Tamarindo was incorporated as a town on November 27, 1995, by Decreto Ejecutivo (English: Executive Order) 24820-G.

"Another watershed moment came in 2003 when the nearby airport at Liberia started handling international flights, putting the town within five hours reach of Miami," Wavelength magazine wrote in 2020.

In 2004, the town's beach was stripped of its Blue Flag designation for pollution. It regained the designation in 2006, but lost it again the following year after water-quality tests conducted by Costa Rica's National Water and Sewer Institute determined that some areas had more than 7,000 times the level of fecal matter considered safe by the U.S. Environmental Protection Agency. After years of work, the town reportedly regained the Blue Flag in 2018.

== Geography ==
Tamarindo has an area of 125.86 km2 and an elevation of 27 m.

The nearby Las Baulas National Marine Park is an important nesting site for the endangered leatherback sea turtle (Dermochelys coriacea).

==Settlements==
Besides Tamarindo, towns in the district include Villarreal, Santa Rosa, Garita Nueva, Hernández, Hucus, Flamingo and San José de Pinilla.

===Villareal===

The nearby town of Villareal has a public elementary school and high school, two full-size soccer fields, multiple restaurants, two large stores, multiple hardware stores, a police station, a church, several car-repair shops, and a gas station.

===Langosta===

Just east of the centre of Tamarindo, there is a three-way intersection. To the left is the road that leads to the Banco Nacional de Costa Rica, and also a secondary exit from Tamarindo. To the right is the road that leads to Playa Langosta.

===Playa Grande===

To the north of Tamarindo is Playa Grande, typically accessed by crossing the marine park estuary via a water taxi, or via a 17km drive through Villareal.

==Tourism==
===Beaches===

The beaches in the area are generally clean and recent efforts by the government and local business organizations are proving themselves. While the beach has not regained its Blue Flag Status, in September 2008 it did get a clean bill of health from the Costa Rican government. The town is trying to regain its Blue Flag Status.

===Surfing===

Tamarindo and nearby areas are very popular for surfing, and feature waves from beginner to advanced.

===Fishing===
Tamarindo is known for world-class fishing, and a variety of captains and charter services are available. Costa Rica requires a fishing license from the INCOPESCA (Instituto Costarricense de Pesca y Acuicultura), the government agency that manages, regulates and promotes fisheries and aquaculture.

===Scuba===

The Catalinas Islands are one of the most popular spots for scuba diving, due to its wide variety of sea life and its views.

===Golf===

Golf courses include the Hacienda Pinilla Golf Club, the Reserva Conchal Beach Resort, and Four Seasons Resort Peninsula Papagayo.

===Culture and arts===

There is a night market, food truck park, skate park, and features regular fire conclave performance shows at the beach.

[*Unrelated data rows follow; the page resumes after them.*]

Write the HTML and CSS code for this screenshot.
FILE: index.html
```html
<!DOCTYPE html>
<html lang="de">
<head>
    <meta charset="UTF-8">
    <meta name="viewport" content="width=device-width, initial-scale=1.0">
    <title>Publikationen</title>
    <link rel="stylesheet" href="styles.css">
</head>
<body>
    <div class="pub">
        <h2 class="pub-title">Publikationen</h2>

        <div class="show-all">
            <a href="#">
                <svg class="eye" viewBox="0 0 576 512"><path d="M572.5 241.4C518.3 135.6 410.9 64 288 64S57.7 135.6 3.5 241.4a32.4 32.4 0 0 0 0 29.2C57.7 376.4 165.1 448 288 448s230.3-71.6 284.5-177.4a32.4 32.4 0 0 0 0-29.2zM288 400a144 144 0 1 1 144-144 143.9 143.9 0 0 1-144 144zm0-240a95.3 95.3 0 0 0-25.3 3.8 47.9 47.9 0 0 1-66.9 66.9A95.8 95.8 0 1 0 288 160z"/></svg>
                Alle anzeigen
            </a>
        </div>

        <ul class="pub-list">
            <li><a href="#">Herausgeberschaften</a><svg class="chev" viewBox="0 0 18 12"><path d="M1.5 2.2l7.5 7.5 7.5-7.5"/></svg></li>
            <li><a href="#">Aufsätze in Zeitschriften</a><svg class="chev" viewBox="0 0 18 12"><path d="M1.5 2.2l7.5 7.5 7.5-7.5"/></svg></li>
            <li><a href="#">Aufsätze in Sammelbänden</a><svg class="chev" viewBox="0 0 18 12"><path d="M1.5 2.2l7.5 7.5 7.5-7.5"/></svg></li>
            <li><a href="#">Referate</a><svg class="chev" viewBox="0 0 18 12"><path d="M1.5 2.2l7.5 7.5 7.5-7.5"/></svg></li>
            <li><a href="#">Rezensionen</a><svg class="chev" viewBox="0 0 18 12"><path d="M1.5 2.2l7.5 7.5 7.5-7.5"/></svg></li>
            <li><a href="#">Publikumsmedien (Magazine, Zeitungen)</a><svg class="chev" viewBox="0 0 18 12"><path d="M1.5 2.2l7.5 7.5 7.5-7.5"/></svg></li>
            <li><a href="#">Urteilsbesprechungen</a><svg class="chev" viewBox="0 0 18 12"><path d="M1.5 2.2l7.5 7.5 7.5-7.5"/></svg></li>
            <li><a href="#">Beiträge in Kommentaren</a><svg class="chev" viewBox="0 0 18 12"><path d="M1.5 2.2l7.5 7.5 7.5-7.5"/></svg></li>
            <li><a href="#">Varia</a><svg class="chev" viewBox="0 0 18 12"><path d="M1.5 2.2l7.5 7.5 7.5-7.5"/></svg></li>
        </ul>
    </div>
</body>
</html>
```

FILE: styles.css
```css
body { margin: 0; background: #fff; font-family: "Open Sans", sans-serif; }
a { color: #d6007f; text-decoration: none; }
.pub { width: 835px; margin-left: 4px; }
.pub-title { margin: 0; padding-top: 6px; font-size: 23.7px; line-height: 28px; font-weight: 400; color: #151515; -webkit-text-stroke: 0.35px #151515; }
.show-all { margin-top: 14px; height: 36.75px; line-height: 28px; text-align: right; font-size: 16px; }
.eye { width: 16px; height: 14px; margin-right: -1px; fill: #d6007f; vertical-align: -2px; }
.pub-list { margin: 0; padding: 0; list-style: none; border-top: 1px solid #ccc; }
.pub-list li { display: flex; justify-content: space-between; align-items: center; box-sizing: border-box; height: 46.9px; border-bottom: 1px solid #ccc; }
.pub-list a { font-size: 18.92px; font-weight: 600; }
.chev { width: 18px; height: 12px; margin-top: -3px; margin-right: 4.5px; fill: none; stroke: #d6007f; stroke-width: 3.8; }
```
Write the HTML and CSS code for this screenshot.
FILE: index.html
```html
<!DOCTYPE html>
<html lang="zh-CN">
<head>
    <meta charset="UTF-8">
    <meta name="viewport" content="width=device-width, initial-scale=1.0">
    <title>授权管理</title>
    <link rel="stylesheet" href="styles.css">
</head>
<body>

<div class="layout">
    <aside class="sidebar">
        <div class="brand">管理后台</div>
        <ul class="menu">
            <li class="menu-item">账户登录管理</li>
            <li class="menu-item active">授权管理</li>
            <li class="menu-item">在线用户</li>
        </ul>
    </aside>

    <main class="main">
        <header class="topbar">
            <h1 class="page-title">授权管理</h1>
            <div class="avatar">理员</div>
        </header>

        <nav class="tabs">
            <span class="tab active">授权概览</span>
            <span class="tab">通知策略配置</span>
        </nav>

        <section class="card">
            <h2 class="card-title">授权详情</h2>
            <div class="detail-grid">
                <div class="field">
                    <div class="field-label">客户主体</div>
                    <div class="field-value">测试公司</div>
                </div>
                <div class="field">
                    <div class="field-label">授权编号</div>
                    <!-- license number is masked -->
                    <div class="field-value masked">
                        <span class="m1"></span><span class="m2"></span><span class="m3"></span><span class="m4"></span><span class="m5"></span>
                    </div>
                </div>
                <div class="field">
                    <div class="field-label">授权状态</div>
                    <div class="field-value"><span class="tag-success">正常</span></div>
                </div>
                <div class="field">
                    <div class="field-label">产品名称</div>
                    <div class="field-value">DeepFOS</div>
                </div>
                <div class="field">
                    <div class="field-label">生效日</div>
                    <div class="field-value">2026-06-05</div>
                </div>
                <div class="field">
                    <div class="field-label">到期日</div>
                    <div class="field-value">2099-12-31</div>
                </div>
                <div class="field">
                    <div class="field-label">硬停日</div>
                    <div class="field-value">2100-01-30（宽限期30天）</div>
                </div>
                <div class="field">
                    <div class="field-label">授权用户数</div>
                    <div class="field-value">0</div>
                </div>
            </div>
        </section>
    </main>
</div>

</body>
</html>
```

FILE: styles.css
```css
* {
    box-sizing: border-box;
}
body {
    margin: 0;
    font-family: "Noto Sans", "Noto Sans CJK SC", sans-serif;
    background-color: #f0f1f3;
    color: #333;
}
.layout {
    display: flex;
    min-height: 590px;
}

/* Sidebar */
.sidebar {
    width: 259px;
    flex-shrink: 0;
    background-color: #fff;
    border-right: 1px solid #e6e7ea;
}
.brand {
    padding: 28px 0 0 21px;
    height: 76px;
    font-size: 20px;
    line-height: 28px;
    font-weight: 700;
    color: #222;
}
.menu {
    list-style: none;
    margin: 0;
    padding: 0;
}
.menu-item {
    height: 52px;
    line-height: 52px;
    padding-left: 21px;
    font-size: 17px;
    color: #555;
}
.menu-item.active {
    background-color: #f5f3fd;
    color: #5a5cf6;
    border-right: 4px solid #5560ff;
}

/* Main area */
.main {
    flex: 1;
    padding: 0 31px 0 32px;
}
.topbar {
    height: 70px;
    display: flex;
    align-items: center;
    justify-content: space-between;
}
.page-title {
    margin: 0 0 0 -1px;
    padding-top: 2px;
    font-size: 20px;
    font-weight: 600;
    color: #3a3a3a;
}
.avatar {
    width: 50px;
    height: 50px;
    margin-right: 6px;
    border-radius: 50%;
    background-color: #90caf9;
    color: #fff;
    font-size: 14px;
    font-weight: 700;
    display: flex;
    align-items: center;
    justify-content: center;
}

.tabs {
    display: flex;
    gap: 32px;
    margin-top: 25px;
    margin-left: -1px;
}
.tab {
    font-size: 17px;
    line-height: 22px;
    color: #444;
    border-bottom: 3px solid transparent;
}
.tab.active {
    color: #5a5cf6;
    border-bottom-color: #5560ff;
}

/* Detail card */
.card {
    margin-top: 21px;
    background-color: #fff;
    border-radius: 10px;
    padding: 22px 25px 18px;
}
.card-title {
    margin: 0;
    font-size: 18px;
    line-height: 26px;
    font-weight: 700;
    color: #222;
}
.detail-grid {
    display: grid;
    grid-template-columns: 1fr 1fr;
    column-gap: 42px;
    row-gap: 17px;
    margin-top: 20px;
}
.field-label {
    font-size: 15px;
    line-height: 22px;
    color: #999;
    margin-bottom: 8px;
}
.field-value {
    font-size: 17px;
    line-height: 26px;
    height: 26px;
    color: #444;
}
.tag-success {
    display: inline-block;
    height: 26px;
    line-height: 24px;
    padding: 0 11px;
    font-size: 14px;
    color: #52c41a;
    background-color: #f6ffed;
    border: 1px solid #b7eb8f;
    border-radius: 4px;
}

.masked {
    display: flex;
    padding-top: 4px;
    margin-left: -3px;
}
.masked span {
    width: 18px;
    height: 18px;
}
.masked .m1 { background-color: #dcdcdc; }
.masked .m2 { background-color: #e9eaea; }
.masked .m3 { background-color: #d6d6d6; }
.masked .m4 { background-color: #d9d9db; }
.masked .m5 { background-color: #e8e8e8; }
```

Tamarindo is home to several electronic dance music festivals, including The BPM Festival and the Ocaso Underground Music Festival.

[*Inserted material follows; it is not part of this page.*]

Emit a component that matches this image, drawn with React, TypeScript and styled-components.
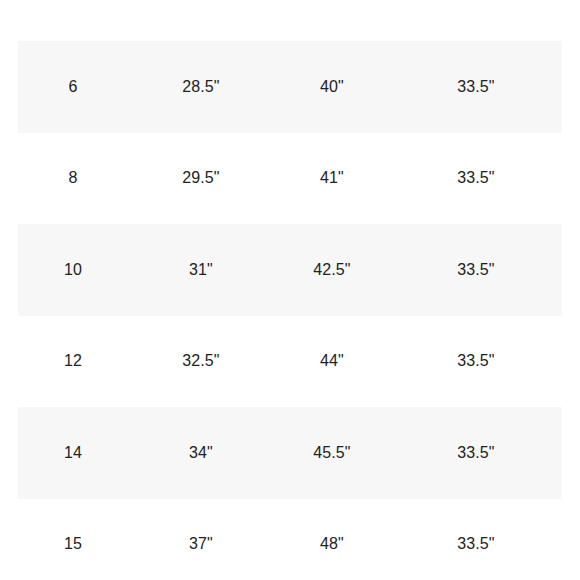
import React from "react";
import styled, { createGlobalStyle } from "styled-components";

const Global = createGlobalStyle`
  html, body { margin: 0; padding: 0; background: #ffffff; }
  body { font-family: "Liberation Sans", Arial, Helvetica, sans-serif; }
`;

const Viewport = styled.div`
  width: 580px;
  height: 580px;
  overflow: hidden;
  background: #ffffff;
`;

const Table = styled.div`
  margin: -50.5px 18px 0 18px;
  display: flex;
  flex-direction: column;
`;

const Row = styled.div<{ $shaded: boolean }>`
  display: grid;
  grid-template-columns: 110px 146px 116px 172px;
  height: 91.5px;
  align-items: center;
  background: ${(p) => (p.$shaded ? "#f7f7f7" : "#ffffff")};
`;

const Cell = styled.div`
  text-align: center;
  font-size: 16px;
  color: #222222;
  letter-spacing: 0.1px;
`;

const rows: string[][] = [
  ["4", '27"', '39"', '33.5"'],
  ["6", '28.5"', '40"', '33.5"'],
  ["8", '29.5"', '41"', '33.5"'],
  ["10", '31"', '42.5"', '33.5"'],
  ["12", '32.5"', '44"', '33.5"'],
  ["14", '34"', '45.5"', '33.5"'],
  ["15", '37"', '48"', '33.5"'],
];

export default function App() {
  return (
    <>
      <Global />
      <Viewport>
        <Table>
          {rows.map((r, i) => (
            <Row key={i} $shaded={i % 2 === 1}>
              {r.map((c, j) => (
                <Cell key={j}>{c}</Cell>
              ))}
            </Row>
          ))}
        </Table>
      </Viewport>
    </>
  );
}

The town has a small gay bar.

== Weather ==
The town of Tamarindo has essentially two seasons: the wet, generally May to November; and the dry, December to April.

== Demographics ==

Tamarindo's population grew from at the 2011 census to 7,861 in the 2020 census.

==Transportation==
=== Road transportation ===
The district is served by:
- National Route 152
- National Route 155

===Airport===
Tamarindo is the most accessible location along the northern Pacific coast of Costa Rica with an airstrip.

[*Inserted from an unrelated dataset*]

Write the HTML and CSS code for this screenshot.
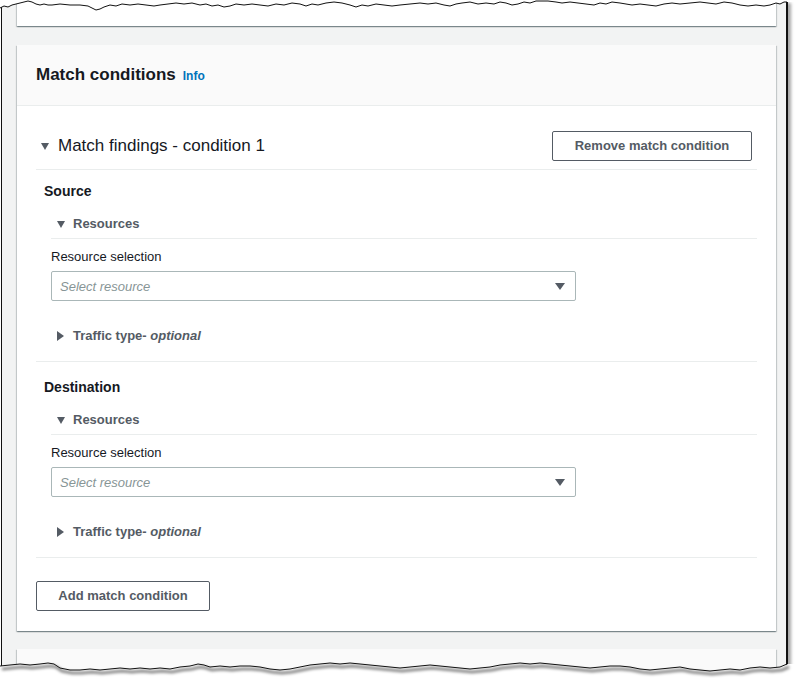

Liberia International Airport is the closest international airport to Tamarindo, about an hour away.

===Public transportation===
There is a scheduled daily bus service to and from San José, as well as a paved highway to San José, with driving time of 3.5 to 6 hours depending on traffic.

==Gallery==

Panoramic view of Las Baulas National Marine Park and Playa Grande, located 2 km from downtown Tamarindo.